I thought the first Twilight movie was fresh and entertaining, but I haven’t cared about the series since then. The best I can say about this closing chapter, based on the latter part of Stephenie Meyer’s novel, is that it offers “more of the same.” To the series’ fervent fans, that will come as good news. For me, it was something of a yawn.
Part 2 of Breaking Dawn begins where Part 1 left off. Bella and Edward are now married and the parents of a baby girl who is half-vampire, half-human. The opening section of the movie has the air of a 1980s shampoo commercial as the two newlyweds, discreetly naked, make passionate love to a nonstop music track. At times like this, Breaking Dawn Part 2 is cheesy to the point of self-parody. When the story finally kicks in it gets more interesting. It seems the Volturi, led by the outrageously hammy Michael Sheen, are convinced that the baby is an “immortal child,” which foretells disaster. It’s up to the Cullen clan to convince the Volturi that they’re wrong—or face them in battle. This leads to an exciting action climax with an admirably clever twist.
Jacob, if you’re keeping track, is now an ally of the Cullens, although Edward is uneasy with this truce. But never fear: Taylor Lautner still gets an opportunity to take off his shirt.
As for Kristen Stewart and Robert Pattinson, they murmur so many of their lines that it’s often difficult to understand what they’re saying. There is no problem seeing them, however, as the camera comes in so close during their scenes together that you can count their eyelashes.

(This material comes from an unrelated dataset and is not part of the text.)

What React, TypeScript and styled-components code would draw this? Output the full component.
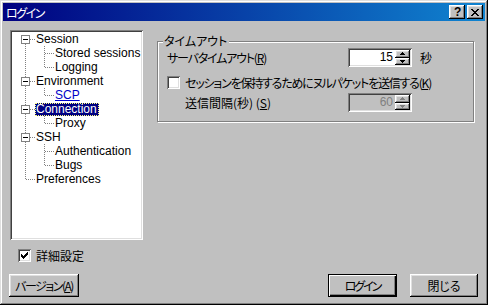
import React from "react";
import styled, { createGlobalStyle, css } from "styled-components";

const GlobalStyle = createGlobalStyle`
  html, body {
    margin: 0;
    padding: 0;
    background: #c0c0c0;
  }
  body {
    font-family: "Liberation Sans", "Noto Sans CJK JP", sans-serif;
    font-size: 12px;
    color: #000;
  }
`;

const jp = (ls = -1.2) => css`
  font-family: "Noto Sans CJK JP", "Liberation Sans", sans-serif;
  font-size: 12px;
  font-feature-settings: "palt";
  letter-spacing: ${ls}px;
`;

const raised = css`
  box-shadow: inset -1px -1px 0 #000, inset 1px 1px 0 #fff,
    inset -2px -2px 0 #808080, inset 2px 2px 0 #dfdfdf;
`;

const sunken = css`
  box-shadow: inset 1px 1px 0 #808080, inset -1px -1px 0 #fff,
    inset 2px 2px 0 #404040, inset -2px -2px 0 #dfdfdf;
`;

const Window = styled.div`
  width: 488px;
  height: 305px;
  box-sizing: border-box;
  padding: 3px;
  background: #c0c0c0;
  display: flex;
  flex-direction: column;
  box-shadow: inset -1px -1px 0 #000, inset 1px 1px 0 #dfdfdf,
    inset -2px -2px 0 #808080, inset 2px 2px 0 #fff;
`;

const TitleBar = styled.div`
  height: 18px;
  flex: none;
  display: flex;
  align-items: center;
  padding: 0 2px 0 3px;
  background: linear-gradient(to right, #000080, #1084d0);
  color: #fff;
  ${jp(-1.5)};
`;

const TitleButtons = styled.div`
  margin-left: auto;
  display: flex;
  gap: 2px;
`;

const TitleButton = styled.div`
  width: 16px;
  height: 14px;
  background: #c0c0c0;
  color: #000;
  display: flex;
  align-items: center;
  justify-content: center;
  font-family: "Liberation Sans", sans-serif;
  font-weight: bold;
  font-size: 12px;
  line-height: 14px;
  ${raised};
`;

const Content = styled.div`
  flex: 1;
  display: flex;
  flex-direction: column;
  padding: 9px 7px 5px 7px;
`;

const TopRow = styled.div`
  display: flex;
  gap: 14px;
  height: 210px;
`;

const Tree = styled.div`
  width: 133px;
  height: 210px;
  box-sizing: border-box;
  padding: 2px 2px 2px 6px;
  background: #fff;
  ${sunken};
`;

const TreeRow = styled.div`
  display: flex;
  align-items: center;
  height: 14px;
`;

const GutterSvg = styled.svg`
  flex: none;
  display: block;
`;

const NodeLabel = styled.span<{ $selected?: boolean; $hot?: boolean }>`
  height: 13px;
  line-height: 13px;
  padding: 0 2px 0 1px;
  white-space: nowrap;
  color: ${(p) => (p.$hot ? "#0000c8" : "#000")};
  text-decoration: ${(p) => (p.$hot ? "underline" : "none")};
  ${(p) =>
    p.$selected &&
    css`
      background: #000080;
      color: #fff;
      outline: 1px dotted #ffff7f;
      outline-offset: -1px;
    `}
`;

const RightPanel = styled.div`
  flex: 1;
  padding-right: 4px;
`;

const Group = styled.div`
  position: relative;
  margin-top: 11px;
  border: 1px solid #808080;
  box-shadow: 1px 1px 0 #fff, inset 1px 1px 0 #fff;
  padding: 6px 8px 9px 9px;
  display: flex;
  flex-direction: column;
`;

const Legend = styled.span`
  position: absolute;
  top: -8px;
  left: 5px;
  padding: 0 2px 0 1px;
  background: #c0c0c0;
  line-height: 14px;
  ${jp(0)};
`;

const FieldRow = styled.div<{ $indent?: number; $gap?: number }>`
  display: flex;
  align-items: center;
  height: 19px;
  margin-top: ${(p) => p.$gap ?? 0}px;
  padding-left: ${(p) => p.$indent ?? 0}px;
`;

const FieldLabel = styled.span<{ $width: number; $ls?: number }>`
  width: ${(p) => p.$width}px;
  white-space: nowrap;
  ${(p) => jp(p.$ls)};
`;

const Unit = styled.span`
  margin-left: 8px;
  ${jp(0)};
`;

const CheckRow = styled.div<{ $gap?: number; $indent?: number }>`
  display: flex;
  align-items: center;
  gap: 5px;
  height: 13px;
  margin-top: ${(p) => p.$gap ?? 0}px;
  padding-left: ${(p) => p.$indent ?? 0}px;
`;

const CheckText = styled.span<{ $ls?: number }>`
  white-space: nowrap;
  line-height: 13px;
  ${(p) => jp(p.$ls)};
`;

const CheckBox = styled.div`
  width: 13px;
  height: 13px;
  box-sizing: border-box;
  flex: none;
  background: #fff;
  display: flex;
  align-items: center;
  justify-content: center;
  ${sunken};
`;

const Spin = styled.div<{ $disabled?: boolean }>`
  width: 64px;
  height: 19px;
  box-sizing: border-box;
  padding: 2px;
  display: flex;
  background: ${(p) => (p.$disabled ? "#c0c0c0" : "#fff")};
  ${sunken};
`;

const SpinValue = styled.span<{ $disabled?: boolean }>`
  flex: 1;
  text-align: right;
  padding-right: 2px;
  line-height: 15px;
  font-size: 12px;
  color: ${(p) => (p.$disabled ? "#808080" : "#000")};
`;

const SpinButtons = styled.div`
  width: 15px;
  display: flex;
  flex-direction: column;
`;

const SpinButton = styled.div`
  flex: 1;
  background: #c0c0c0;
  display: flex;
  align-items: center;
  justify-content: center;
  ${raised};
`;

const Underline = styled.span`
  text-decoration: underline;
`;

const ButtonRow = styled.div`
  display: flex;
  align-items: center;
  margin-top: 12px;
  margin-left: -1px;
  height: 23px;
  gap: 13px;
`;

const Spacer = styled.div`
  flex: 1;
`;

const Button = styled.button<{ $width: number; $default?: boolean; $ls?: number }>`
  width: ${(p) => p.$width}px;
  height: 23px;
  padding: 0;
  border: 0;
  background: #c0c0c0;
  color: #000;
  ${(p) => jp(p.$ls)};
  ${(p) =>
    p.$default
      ? css`
          box-shadow: inset 0 0 0 1px #000, inset 2px 2px 0 #fff,
            inset -2px -2px 0 #000, inset -3px -3px 0 #808080;
        `
      : raised};
`;

type GutterProps = { up?: boolean; down?: boolean; across?: boolean; box?: boolean };

const dot = { stroke: "#808080", strokeDasharray: "1 1" };

const Gutter = ({ up, down, across, box }: GutterProps) => (
  <GutterSvg width={19} height={14} viewBox="0 0 19 14" shapeRendering="crispEdges">
    {up && <line x1={9.5} y1={0} x2={9.5} y2={7} {...dot} />}
    {down && <line x1={9.5} y1={8} x2={9.5} y2={14} {...dot} />}
    {across && <line x1={10} y1={7.5} x2={19} y2={7.5} {...dot} />}
    {box && (
      <>
        <rect x={5.5} y={3.5} width={8} height={8} fill="#fff" stroke="#808080" />
        <line x1={7} y1={7.5} x2={12} y2={7.5} stroke="#000" />
      </>
    )}
  </GutterSvg>
);

type Node = {
  label: string;
  level: 0 | 1;
  expander?: boolean;
  first?: boolean;
  last?: boolean;
  selected?: boolean;
  hot?: boolean;
};

const nodes: Node[] = [
  { label: "Session", level: 0, expander: true, first: true },
  { label: "Stored sessions", level: 1 },
  { label: "Logging", level: 1, last: true },
  { label: "Environment", level: 0, expander: true },
  { label: "SCP", level: 1, last: true, hot: true },
  { label: "Connection", level: 0, expander: true, selected: true },
  { label: "Proxy", level: 1, last: true },
  { label: "SSH", level: 0, expander: true },
  { label: "Authentication", level: 1 },
  { label: "Bugs", level: 1, last: true },
  { label: "Preferences", level: 0, last: true },
];

const Arrow = ({ down, disabled }: { down?: boolean; disabled?: boolean }) => (
  <svg width={5} height={3} viewBox="0 0 5 3" shapeRendering="crispEdges">
    <polygon
      points={down ? "0,0 5,0 2.5,3" : "2.5,0 5,3 0,3"}
      fill={disabled ? "#808080" : "#000"}
    />
  </svg>
);

const SpinEdit = ({ value, disabled }: { value: string; disabled?: boolean }) => (
  <Spin $disabled={disabled}>
    <SpinValue $disabled={disabled}>{value}</SpinValue>
    <SpinButtons>
      <SpinButton>
        <Arrow disabled={disabled} />
      </SpinButton>
      <SpinButton>
        <Arrow down disabled={disabled} />
      </SpinButton>
    </SpinButtons>
  </Spin>
);

const Check = ({ checked }: { checked?: boolean }) => (
  <CheckBox>
    {checked && (
      <svg width={7} height={7} viewBox="0 0 7 7" shapeRendering="crispEdges">
        {[2, 3, 4, 3, 2, 1, 0].map((y, x) => (
          <rect key={x} x={x} y={y} width={1} height={3} fill="#000" />
        ))}
      </svg>
    )}
  </CheckBox>
);

export default function App() {
  return (
    <>
      <GlobalStyle />
      <Window>
        <TitleBar>
          ログイン
          <TitleButtons>
            <TitleButton>?</TitleButton>
            <TitleButton>
              <svg width={8} height={7} viewBox="0 0 8 7" shapeRendering="crispEdges">
                <path d="M0 0h2v1H0zM6 0h2v1H6zM1 1h2v1H1zM5 1h2v1H5zM2 2h4v1H2zM3 3h2v1H3zM2 4h4v1H2zM1 5h2v1H1zM5 5h2v1H5zM0 6h2v1H0zM6 6h2v1H6z" fill="#000" />
              </svg>
            </TitleButton>
          </TitleButtons>
        </TitleBar>
        <Content>
          <TopRow>
            <Tree>
              {nodes.map((n) => (
                <TreeRow key={n.label}>
                  {n.level === 0 ? (
                    <Gutter up={!n.first} down={!n.last} across box={n.expander} />
                  ) : (
                    <>
                      <Gutter up down />
                      <Gutter up down={!n.last} across />
                    </>
                  )}
                  <NodeLabel $selected={n.selected} $hot={n.hot}>
                    {n.label}
                  </NodeLabel>
                </TreeRow>
              ))}
            </Tree>
            <RightPanel>
              <Group>
                <Legend>タイムアウト</Legend>
                <FieldRow>
                  <FieldLabel $width={181}>
                    サーバタイムアウト(<Underline>R</Underline>)
                  </FieldLabel>
                  <SpinEdit value="15" />
                  <Unit>秒</Unit>
                </FieldRow>
                <CheckRow $gap={9}>
                  <Check />
                  <CheckText>
                    セッションを保持するためにヌルパケットを送信する(<Underline>K</Underline>)
                  </CheckText>
                </CheckRow>
                <FieldRow $gap={4} $indent={18}>
                  <FieldLabel $width={163} $ls={0}>
                    送信間隔(秒) (<Underline>S</Underline>)
                  </FieldLabel>
                  <SpinEdit value="60" disabled />
                </FieldRow>
              </Group>
            </RightPanel>
          </TopRow>
          <CheckRow $gap={9} $indent={8}>
            <Check checked />
            <CheckText $ls={0}>詳細設定</CheckText>
          </CheckRow>
          <ButtonRow>
            <Button $width={70} $ls={-1.5}>
              バージョン(<Underline>A</Underline>)
            </Button>
            <Spacer />
            <Button $width={69} $default $ls={-2}>
              ログイン
            </Button>
            <Button $width={68} $ls={0}>
              閉じる
            </Button>
          </ButtonRow>
        </Content>
      </Window>
    </>
  );
}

As in earlier series entries, the wolves who play a vital role in the story are expertly rendered in CGI form but, curiously, never seem “real” enough to be scary, even when they’re baring their teeth. Similarly, a series of gruesome shots late in the film are so patently unreal that the MPAA didn’t have a problem granting a PG-13 rating.
Breaking Dawn Part 2 preaches to the choir as much as any movie ever made. I have a feeling that core audience will be pleased. What I, or any critic, may think scarcely matters.